*What the task asks*
Repeat the lines below exactly as they appear, but leave out the images.

*Collected data*
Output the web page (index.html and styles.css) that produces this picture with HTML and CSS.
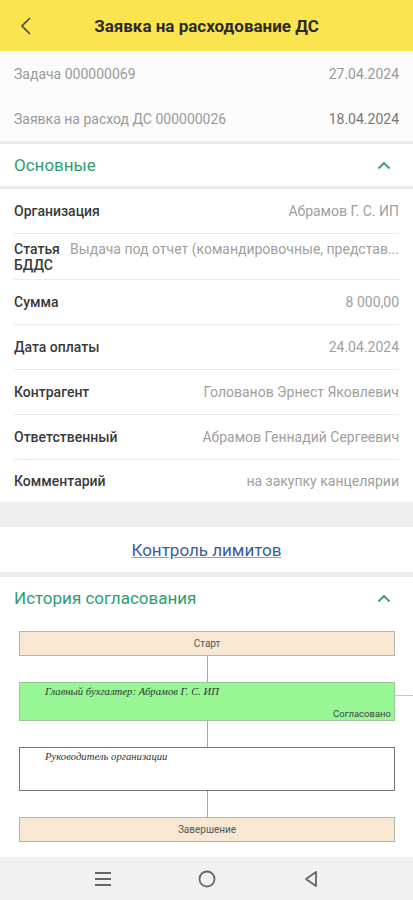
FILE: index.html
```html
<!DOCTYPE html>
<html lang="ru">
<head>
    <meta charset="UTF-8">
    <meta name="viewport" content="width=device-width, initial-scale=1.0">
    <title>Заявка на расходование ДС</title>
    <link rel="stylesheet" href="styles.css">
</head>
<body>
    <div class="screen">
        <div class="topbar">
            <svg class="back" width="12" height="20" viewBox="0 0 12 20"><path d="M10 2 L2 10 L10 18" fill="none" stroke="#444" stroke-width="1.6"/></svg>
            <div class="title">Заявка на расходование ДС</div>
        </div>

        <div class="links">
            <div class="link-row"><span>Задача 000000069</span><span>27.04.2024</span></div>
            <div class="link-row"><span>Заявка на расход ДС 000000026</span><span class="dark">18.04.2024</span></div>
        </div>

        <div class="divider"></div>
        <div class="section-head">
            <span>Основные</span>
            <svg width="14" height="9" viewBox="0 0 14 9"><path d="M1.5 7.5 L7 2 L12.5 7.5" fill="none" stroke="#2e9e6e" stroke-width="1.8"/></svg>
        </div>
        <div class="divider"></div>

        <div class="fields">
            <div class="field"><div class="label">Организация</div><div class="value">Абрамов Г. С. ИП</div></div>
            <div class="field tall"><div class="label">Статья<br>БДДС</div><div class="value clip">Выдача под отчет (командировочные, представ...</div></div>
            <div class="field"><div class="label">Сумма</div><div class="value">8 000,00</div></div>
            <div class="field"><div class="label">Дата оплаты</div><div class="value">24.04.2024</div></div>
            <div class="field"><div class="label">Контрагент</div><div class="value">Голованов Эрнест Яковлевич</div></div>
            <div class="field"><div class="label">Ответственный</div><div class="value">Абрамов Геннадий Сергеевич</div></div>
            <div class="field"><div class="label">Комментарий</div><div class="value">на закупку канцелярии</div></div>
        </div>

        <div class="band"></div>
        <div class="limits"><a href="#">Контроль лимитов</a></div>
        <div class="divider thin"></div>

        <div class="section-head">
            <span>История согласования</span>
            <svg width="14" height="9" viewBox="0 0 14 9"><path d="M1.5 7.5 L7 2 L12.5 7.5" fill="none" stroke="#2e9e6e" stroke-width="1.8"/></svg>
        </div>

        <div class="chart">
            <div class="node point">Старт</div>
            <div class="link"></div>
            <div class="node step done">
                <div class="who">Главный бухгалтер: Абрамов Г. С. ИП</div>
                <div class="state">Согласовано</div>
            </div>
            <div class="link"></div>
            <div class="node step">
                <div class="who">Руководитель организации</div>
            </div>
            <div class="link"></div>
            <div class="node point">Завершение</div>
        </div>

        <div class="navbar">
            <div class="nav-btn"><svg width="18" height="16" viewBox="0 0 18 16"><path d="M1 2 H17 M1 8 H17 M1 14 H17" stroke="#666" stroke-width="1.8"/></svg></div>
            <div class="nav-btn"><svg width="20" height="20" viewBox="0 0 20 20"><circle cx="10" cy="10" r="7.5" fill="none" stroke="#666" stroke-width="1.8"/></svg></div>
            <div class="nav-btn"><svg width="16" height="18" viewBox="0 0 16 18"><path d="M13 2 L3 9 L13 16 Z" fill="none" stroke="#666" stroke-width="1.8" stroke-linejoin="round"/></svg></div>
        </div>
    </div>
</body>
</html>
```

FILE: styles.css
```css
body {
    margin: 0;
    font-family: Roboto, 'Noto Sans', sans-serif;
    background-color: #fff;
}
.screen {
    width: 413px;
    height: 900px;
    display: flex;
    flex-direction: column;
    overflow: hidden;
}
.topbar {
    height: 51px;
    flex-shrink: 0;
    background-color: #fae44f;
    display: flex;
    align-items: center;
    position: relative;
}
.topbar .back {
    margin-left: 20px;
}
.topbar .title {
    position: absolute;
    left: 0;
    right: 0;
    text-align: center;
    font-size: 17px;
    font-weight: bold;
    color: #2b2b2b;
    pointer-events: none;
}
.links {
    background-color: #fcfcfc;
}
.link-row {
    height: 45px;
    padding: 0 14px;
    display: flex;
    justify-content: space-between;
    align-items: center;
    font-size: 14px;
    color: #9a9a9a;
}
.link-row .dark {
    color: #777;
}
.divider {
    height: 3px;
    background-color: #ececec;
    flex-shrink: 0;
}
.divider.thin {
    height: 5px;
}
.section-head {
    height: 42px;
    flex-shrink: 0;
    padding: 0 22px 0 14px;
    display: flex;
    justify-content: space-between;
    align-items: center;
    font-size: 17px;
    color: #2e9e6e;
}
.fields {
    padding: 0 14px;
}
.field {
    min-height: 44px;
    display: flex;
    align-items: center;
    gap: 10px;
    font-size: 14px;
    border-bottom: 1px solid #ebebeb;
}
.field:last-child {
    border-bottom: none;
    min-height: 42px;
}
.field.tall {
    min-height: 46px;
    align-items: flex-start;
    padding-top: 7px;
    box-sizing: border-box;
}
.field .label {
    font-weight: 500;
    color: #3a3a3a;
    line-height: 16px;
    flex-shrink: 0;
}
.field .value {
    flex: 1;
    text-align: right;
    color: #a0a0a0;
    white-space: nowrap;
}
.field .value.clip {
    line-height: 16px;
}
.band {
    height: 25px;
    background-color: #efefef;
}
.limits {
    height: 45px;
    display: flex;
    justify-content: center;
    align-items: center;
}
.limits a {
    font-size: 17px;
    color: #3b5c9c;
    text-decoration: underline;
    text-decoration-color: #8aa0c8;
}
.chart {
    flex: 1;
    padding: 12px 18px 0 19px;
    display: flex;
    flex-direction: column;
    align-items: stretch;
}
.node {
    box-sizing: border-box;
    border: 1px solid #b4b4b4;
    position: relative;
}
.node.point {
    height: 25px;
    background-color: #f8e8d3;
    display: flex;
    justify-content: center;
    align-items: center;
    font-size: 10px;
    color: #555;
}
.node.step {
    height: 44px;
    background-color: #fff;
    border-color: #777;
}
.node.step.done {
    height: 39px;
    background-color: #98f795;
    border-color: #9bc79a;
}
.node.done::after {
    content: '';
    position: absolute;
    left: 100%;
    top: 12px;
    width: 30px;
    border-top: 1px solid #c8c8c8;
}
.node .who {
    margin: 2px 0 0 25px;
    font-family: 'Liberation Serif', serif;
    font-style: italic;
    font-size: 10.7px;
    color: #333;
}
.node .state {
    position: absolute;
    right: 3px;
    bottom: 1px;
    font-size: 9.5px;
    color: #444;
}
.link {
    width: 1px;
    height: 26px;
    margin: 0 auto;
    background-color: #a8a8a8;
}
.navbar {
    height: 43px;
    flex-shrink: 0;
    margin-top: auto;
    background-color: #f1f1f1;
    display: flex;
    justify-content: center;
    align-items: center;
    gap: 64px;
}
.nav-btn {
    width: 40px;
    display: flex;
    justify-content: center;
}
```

*Output for this task*
Output the web page (index.html and styles.css) that produces this picture with HTML and CSS.
FILE: index.html
```html
<!DOCTYPE html>
<html lang="ru">
<head>
    <meta charset="UTF-8">
    <meta name="viewport" content="width=device-width, initial-scale=1.0">
    <title>Заявка на расходование ДС</title>
    <link rel="stylesheet" href="styles.css">
</head>
<body>
    <div class="screen">
        <div class="topbar">
            <svg class="back" width="12" height="20" viewBox="0 0 12 20"><path d="M10 2 L2 10 L10 18" fill="none" stroke="#444" stroke-width="1.6"/></svg>
            <div class="title">Заявка на расходование ДС</div>
        </div>

        <div class="links">
            <div class="link-row"><span>Задача 000000069</span><span>27.04.2024</span></div>
            <div class="link-row"><span>Заявка на расход ДС 000000026</span><span class="dark">18.04.2024</span></div>
        </div>

        <div class="divider"></div>
        <div class="section-head">
            <span>Основные</span>
            <svg width="14" height="9" viewBox="0 0 14 9"><path d="M1.5 7.5 L7 2 L12.5 7.5" fill="none" stroke="#2e9e6e" stroke-width="1.8"/></svg>
        </div>
        <div class="divider"></div>

        <div class="fields">
            <div class="field"><div class="label">Организация</div><div class="value">Абрамов Г. С. ИП</div></div>
            <div class="field tall"><div class="label">Статья<br>БДДС</div><div class="value clip">Выдача под отчет (командировочные, представ...</div></div>
            <div class="field"><div class="label">Сумма</div><div class="value">8 000,00</div></div>
            <div class="field"><div class="label">Дата оплаты</div><div class="value">24.04.2024</div></div>
            <div class="field"><div class="label">Контрагент</div><div class="value">Голованов Эрнест Яковлевич</div></div>
            <div class="field"><div class="label">Ответственный</div><div class="value">Абрамов Геннадий Сергеевич</div></div>
            <div class="field"><div class="label">Комментарий</div><div class="value">на закупку канцелярии</div></div>
        </div>

        <div class="band"></div>
        <div class="limits"><a href="#">Контроль лимитов</a></div>
        <div class="divider thin"></div>

        <div class="section-head">
            <span>История согласования</span>
            <svg width="14" height="9" viewBox="0 0 14 9"><path d="M1.5 7.5 L7 2 L12.5 7.5" fill="none" stroke="#2e9e6e" stroke-width="1.8"/></svg>
        </div>

        <div class="chart">
            <div class="node point">Старт</div>
            <div class="link"></div>
            <div class="node step done">
                <div class="who">Главный бухгалтер: Абрамов Г. С. ИП</div>
                <div class="state">Согласовано</div>
            </div>
            <div class="link"></div>
            <div class="node step">
                <div class="who">Руководитель организации</div>
            </div>
            <div class="link"></div>
            <div class="node point">Завершение</div>
        </div>

        <div class="navbar">
            <div class="nav-btn"><svg width="18" height="16" viewBox="0 0 18 16"><path d="M1 2 H17 M1 8 H17 M1 14 H17" stroke="#666" stroke-width="1.8"/></svg></div>
            <div class="nav-btn"><svg width="20" height="20" viewBox="0 0 20 20"><circle cx="10" cy="10" r="7.5" fill="none" stroke="#666" stroke-width="1.8"/></svg></div>
            <div class="nav-btn"><svg width="16" height="18" viewBox="0 0 16 18"><path d="M13 2 L3 9 L13 16 Z" fill="none" stroke="#666" stroke-width="1.8" stroke-linejoin="round"/></svg></div>
        </div>
    </div>
</body>
</html>
```

FILE: styles.css
```css
body {
    margin: 0;
    font-family: Roboto, 'Noto Sans', sans-serif;
    background-color: #fff;
}
.screen {
    width: 413px;
    height: 900px;
    display: flex;
    flex-direction: column;
    overflow: hidden;
}
.topbar {
    height: 51px;
    flex-shrink: 0;
    background-color: #fae44f;
    display: flex;
    align-items: center;
    position: relative;
}
.topbar .back {
    margin-left: 20px;
}
.topbar .title {
    position: absolute;
    left: 0;
    right: 0;
    text-align: center;
    font-size: 17px;
    font-weight: bold;
    color: #2b2b2b;
    pointer-events: none;
}
.links {
    background-color: #fcfcfc;
}
.link-row {
    height: 45px;
    padding: 0 14px;
    display: flex;
    justify-content: space-between;
    align-items: center;
    font-size: 14px;
    color: #9a9a9a;
}
.link-row .dark {
    color: #777;
}
.divider {
    height: 3px;
    background-color: #ececec;
    flex-shrink: 0;
}
.divider.thin {
    height: 5px;
}
.section-head {
    height: 42px;
    flex-shrink: 0;
    padding: 0 22px 0 14px;
    display: flex;
    justify-content: space-between;
    align-items: center;
    font-size: 17px;
    color: #2e9e6e;
}
.fields {
    padding: 0 14px;
}
.field {
    min-height: 44px;
    display: flex;
    align-items: center;
    gap: 10px;
    font-size: 14px;
    border-bottom: 1px solid #ebebeb;
}
.field:last-child {
    border-bottom: none;
    min-height: 42px;
}
.field.tall {
    min-height: 46px;
    align-items: flex-start;
    padding-top: 7px;
    box-sizing: border-box;
}
.field .label {
    font-weight: 500;
    color: #3a3a3a;
    line-height: 16px;
    flex-shrink: 0;
}
.field .value {
    flex: 1;
    text-align: right;
    color: #a0a0a0;
    white-space: nowrap;
}
.field .value.clip {
    line-height: 16px;
}
.band {
    height: 25px;
    background-color: #efefef;
}
.limits {
    height: 45px;
    display: flex;
    justify-content: center;
    align-items: center;
}
.limits a {
    font-size: 17px;
    color: #3b5c9c;
    text-decoration: underline;
    text-decoration-color: #8aa0c8;
}
.chart {
    flex: 1;
    padding: 12px 18px 0 19px;
    display: flex;
    flex-direction: column;
    align-items: stretch;
}
.node {
    box-sizing: border-box;
    border: 1px solid #b4b4b4;
    position: relative;
}
.node.point {
    height: 25px;
    background-color: #f8e8d3;
    display: flex;
    justify-content: center;
    align-items: center;
    font-size: 10px;
    color: #555;
}
.node.step {
    height: 44px;
    background-color: #fff;
    border-color: #777;
}
.node.step.done {
    height: 39px;
    background-color: #98f795;
    border-color: #9bc79a;
}
.node.done::after {
    content: '';
    position: absolute;
    left: 100%;
    top: 12px;
    width: 30px;
    border-top: 1px solid #c8c8c8;
}
.node .who {
    margin: 2px 0 0 25px;
    font-family: 'Liberation Serif', serif;
    font-style: italic;
    font-size: 10.7px;
    color: #333;
}
.node .state {
    position: absolute;
    right: 3px;
    bottom: 1px;
    font-size: 9.5px;
    color: #444;
}
.link {
    width: 1px;
    height: 26px;
    margin: 0 auto;
    background-color: #a8a8a8;
}
.navbar {
    height: 43px;
    flex-shrink: 0;
    margin-top: auto;
    background-color: #f1f1f1;
    display: flex;
    justify-content: center;
    align-items: center;
    gap: 64px;
}
.nav-btn {
    width: 40px;
    display: flex;
    justify-content: center;
}
```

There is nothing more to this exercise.